The reason I think it’s important to see these together yet apart, as well as we can (through a glass dimly), is that too much of one or another of these, diminishes the results of our self-care intentions.  Don’t mistake this for preaching that one can get too much of God in their lives.  It just isn’t true and not in our best interest to get waylaid.

Questions:  How do you see yourself more effective in your self-care efforts and what has influenced those improvements?  In what way have certain bits of your self-care gotten “too much” attention?  Please tell me your story.

Your flawed self

My niece is sitting beside me and I can barely keep my hands off of her 5 month self.  I am eating a blueberry scone slowly.  She, with her tummy-full of breast milk, is watching every bite, a faint smile on her pink face.  I’m a little afraid she’s learning to eat carbohydrates from me and I want to tell her that I can’t remember the last time I ate one of these.  I start eating faster and turn away so I don’t imprint this on her supple myelinating neurons.

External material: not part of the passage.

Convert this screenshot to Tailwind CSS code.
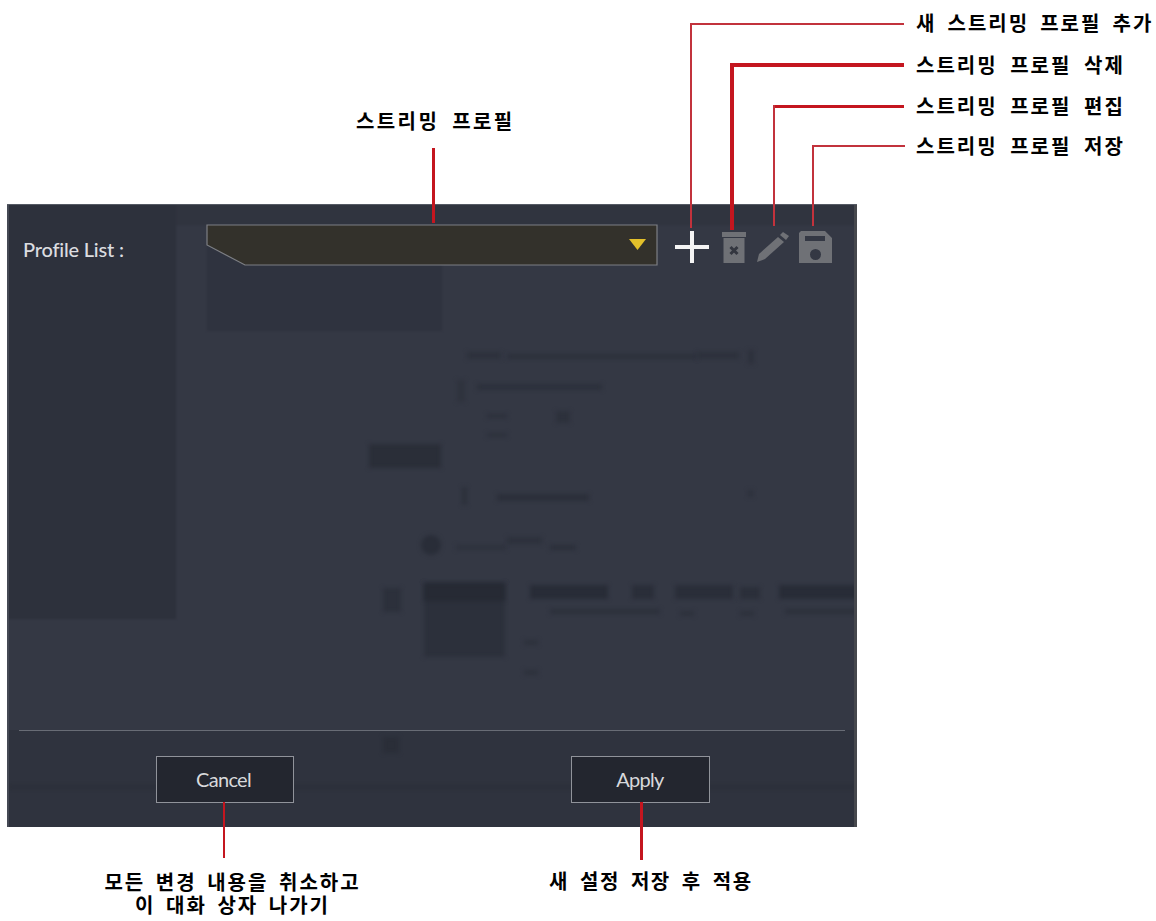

We closet eat, closet smoke, closet shop, closet sex, closet what we want to protect others from but what we independently are strong enough to handle …or not.  There is a term called “self-sabotaging behavior.”  Reducing this, we find that the process of closeting is in fact the handle on the door to that mal-behavior.  Keeping it real is the same as saying get it out of the closet.

My mentor and brother, Cameron Johnson used to say, “Go where the pain or fear is and it will lose control over you.”  People who work the 12-Steps call this “Rigorous Honesty.”  It is a pealing away of all pretense with yourself.

Avoiding rigorous honesty turns into self-sabotage.  We end up cutting ourselves down at the knees.  Anxiety uses fear to make us hide.  In cases that include emotional illness, of course medication will help our work toward honesty.

It is not about whether we hide our bad sides or not – we do.  It is about trying to keep it real.  The only thing to be ashamed about, if we must, is not trying.

So to my niece, I give her my flawed self and when the time(s) come, I will accept hers as well.

Self Care Tip #45 – Show the world your flawed self.  Be a friend to yourself.

Question:  How have you experienced the freedom that comes from going toward the fear?  Please tell us your story.